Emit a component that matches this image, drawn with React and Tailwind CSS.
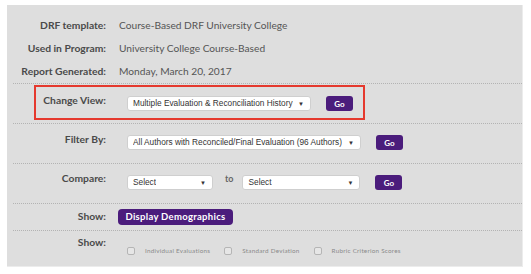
import React from "react";

const Caret = () => (
  <span className="text-[6px] leading-none text-[#333] shrink-0 ml-[2px]">▼</span>
);

const Select = ({ text, w }) => (
  <div
    className={`${w} h-[15px] bg-white rounded-[3px] border border-[#cfcfcf] flex items-center justify-between pl-[5px] pr-[6px] text-[8.3px] text-[#333] font-['Liberation_Sans',Arial,sans-serif]`}
  >
    <span className="whitespace-nowrap overflow-hidden">{text}</span>
    <Caret />
  </div>
);

const GoButton = ({ className = "" }) => (
  <button
    className={`w-[27px] h-[15px] rounded-[3px] bg-[#4b1c7c] text-white text-[8px] font-bold leading-none flex items-center justify-center ${className}`}
  >
    Go
  </button>
);

const Checkbox = ({ label }) => (
  <div className="flex items-center">
    <span className="w-[8px] h-[8px] rounded-[2px] border border-[#b5b5b5] bg-[#e6e6e6]" />
    <span className="ml-[10px] text-[6.3px] tracking-[0.25px] text-[#8a8a8a]">{label}</span>
  </div>
);

const Sep = () => <div className="ml-[6px] border-t border-dotted border-[#b3b3b3]" />;

const info = [
  ["DRF template:", "Course-Based DRF University College"],
  ["Used in Program:", "University College Course-Based"],
  ["Report Generated:", "Monday, March 20, 2017"],
];

export default function App() {
  return (
    <div className="w-[531px] h-[274px] bg-white pt-[5px] pl-[7px] font-['Lato','Noto_Sans',sans-serif]">
      <div className="w-[516px] h-[262px] bg-[#dedede] border-r border-b border-[#ececec]">
        <div className="pt-[9px]">
          {info.map(([k, v]) => (
            <div key={k} className="flex h-[23px] items-center">
              <div className="w-[99px] text-right text-[10.3px] font-bold text-[#4a4a4a]">{k}</div>
              <div className="ml-[13px] text-[10.2px] text-[#555]">{v}</div>
            </div>
          ))}
        </div>
        <Sep />

        <div className="h-[39px] pt-[1px]">
          <div className="ml-[27px] w-[331px] h-[35px] border-2 border-[#e5392e] flex items-start pt-[9px]">
            <div className="w-[70px] text-right text-[10.3px] font-bold text-[#4a4a4a] leading-[14px] -mt-[3px]">
              Change View:
            </div>
            <div className="ml-[21px] flex items-center">
              <Select text="Multiple Evaluation & Reconciliation History" w="w-[184px]" />
              <GoButton className="ml-[15px]" />
            </div>
          </div>
        </div>
        <Sep />

        <div className="h-[39px] flex items-start pt-[11px]">
          <div className="w-[99px] text-right text-[10.3px] font-bold text-[#4a4a4a] leading-[14px] -mt-[3px]">
            Filter By:
          </div>
          <div className="ml-[21px] flex items-center">
            <Select text="All Authors with Reconciled/Final Evaluation (96 Authors)" w="w-[234px]" />
            <GoButton className="ml-[15px]" />
          </div>
        </div>
        <Sep />

        <div className="h-[39px] flex items-start pt-[11px]">
          <div className="w-[99px] text-right text-[10.3px] font-bold text-[#4a4a4a] leading-[14px] -mt-[4px]">
            Compare:
          </div>
          <div className="ml-[21px] flex items-center">
            <Select text="Select" w="w-[86px]" />
            <span className="ml-[12px] -mt-[7px] text-[9px] font-bold text-[#666]">to</span>
            <Select text="Select" w="w-[118px] ml-[9px]" />
            <GoButton className="ml-[15px]" />
          </div>
        </div>
        <Sep />

        <div className="h-[26px] flex items-center">
          <div className="w-[99px] text-right text-[10.3px] font-bold text-[#4a4a4a]">Show:</div>
          <button className="ml-[12px] h-[16px] w-[115px] rounded-[4px] bg-[#4b1c7c] text-white text-[9.5px] font-bold tracking-[0.3px] leading-none">
            Display Demographics
          </button>
        </div>
        <Sep />

        <div className="flex items-start pt-[4px]">
          <div className="w-[99px] text-right text-[10.3px] font-bold text-[#4a4a4a] leading-[14px]">Show:</div>
          <div className="ml-[21px] mt-[11px] flex items-center gap-[14px]">
            <Checkbox label="Individual Evaluations" />
            <Checkbox label="Standard Deviation" />
            <Checkbox label="Rubric Criterion Scores" />
          </div>
        </div>
      </div>
    </div>
  );
}
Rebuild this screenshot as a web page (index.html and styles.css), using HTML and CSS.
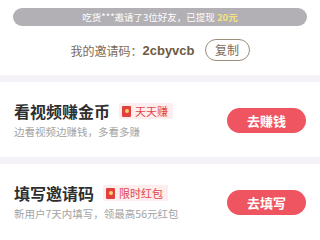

────────

### What the task requires
Please transcribe the material above exactly as written. Leave the pictures out.

### Final answer
Emit a component that matches this image, drawn with React and Tailwind CSS.
import React from "react";

const Caret = () => (
  <span className="text-[6px] leading-none text-[#333] shrink-0 ml-[2px]">▼</span>
);

const Select = ({ text, w }) => (
  <div
    className={`${w} h-[15px] bg-white rounded-[3px] border border-[#cfcfcf] flex items-center justify-between pl-[5px] pr-[6px] text-[8.3px] text-[#333] font-['Liberation_Sans',Arial,sans-serif]`}
  >
    <span className="whitespace-nowrap overflow-hidden">{text}</span>
    <Caret />
  </div>
);

const GoButton = ({ className = "" }) => (
  <button
    className={`w-[27px] h-[15px] rounded-[3px] bg-[#4b1c7c] text-white text-[8px] font-bold leading-none flex items-center justify-center ${className}`}
  >
    Go
  </button>
);

const Checkbox = ({ label }) => (
  <div className="flex items-center">
    <span className="w-[8px] h-[8px] rounded-[2px] border border-[#b5b5b5] bg-[#e6e6e6]" />
    <span className="ml-[10px] text-[6.3px] tracking-[0.25px] text-[#8a8a8a]">{label}</span>
  </div>
);

const Sep = () => <div className="ml-[6px] border-t border-dotted border-[#b3b3b3]" />;

const info = [
  ["DRF template:", "Course-Based DRF University College"],
  ["Used in Program:", "University College Course-Based"],
  ["Report Generated:", "Monday, March 20, 2017"],
];

export default function App() {
  return (
    <div className="w-[531px] h-[274px] bg-white pt-[5px] pl-[7px] font-['Lato','Noto_Sans',sans-serif]">
      <div className="w-[516px] h-[262px] bg-[#dedede] border-r border-b border-[#ececec]">
        <div className="pt-[9px]">
          {info.map(([k, v]) => (
            <div key={k} className="flex h-[23px] items-center">
              <div className="w-[99px] text-right text-[10.3px] font-bold text-[#4a4a4a]">{k}</div>
              <div className="ml-[13px] text-[10.2px] text-[#555]">{v}</div>
            </div>
          ))}
        </div>
        <Sep />

        <div className="h-[39px] pt-[1px]">
          <div className="ml-[27px] w-[331px] h-[35px] border-2 border-[#e5392e] flex items-start pt-[9px]">
            <div className="w-[70px] text-right text-[10.3px] font-bold text-[#4a4a4a] leading-[14px] -mt-[3px]">
              Change View:
            </div>
            <div className="ml-[21px] flex items-center">
              <Select text="Multiple Evaluation & Reconciliation History" w="w-[184px]" />
              <GoButton className="ml-[15px]" />
            </div>
          </div>
        </div>
        <Sep />

        <div className="h-[39px] flex items-start pt-[11px]">
          <div className="w-[99px] text-right text-[10.3px] font-bold text-[#4a4a4a] leading-[14px] -mt-[3px]">
            Filter By:
          </div>
          <div className="ml-[21px] flex items-center">
            <Select text="All Authors with Reconciled/Final Evaluation (96 Authors)" w="w-[234px]" />
            <GoButton className="ml-[15px]" />
          </div>
        </div>
        <Sep />

        <div className="h-[39px] flex items-start pt-[11px]">
          <div className="w-[99px] text-right text-[10.3px] font-bold text-[#4a4a4a] leading-[14px] -mt-[4px]">
            Compare:
          </div>
          <div className="ml-[21px] flex items-center">
            <Select text="Select" w="w-[86px]" />
            <span className="ml-[12px] -mt-[7px] text-[9px] font-bold text-[#666]">to</span>
            <Select text="Select" w="w-[118px] ml-[9px]" />
            <GoButton className="ml-[15px]" />
          </div>
        </div>
        <Sep />

        <div className="h-[26px] flex items-center">
          <div className="w-[99px] text-right text-[10.3px] font-bold text-[#4a4a4a]">Show:</div>
          <button className="ml-[12px] h-[16px] w-[115px] rounded-[4px] bg-[#4b1c7c] text-white text-[9.5px] font-bold tracking-[0.3px] leading-none">
            Display Demographics
          </button>
        </div>
        <Sep />

        <div className="flex items-start pt-[4px]">
          <div className="w-[99px] text-right text-[10.3px] font-bold text-[#4a4a4a] leading-[14px]">Show:</div>
          <div className="ml-[21px] mt-[11px] flex items-center gap-[14px]">
            <Checkbox label="Individual Evaluations" />
            <Checkbox label="Standard Deviation" />
            <Checkbox label="Rubric Criterion Scores" />
          </div>
        </div>
      </div>
    </div>
  );
}
Rebuild this screenshot as a web page (index.html and styles.css), using HTML and CSS.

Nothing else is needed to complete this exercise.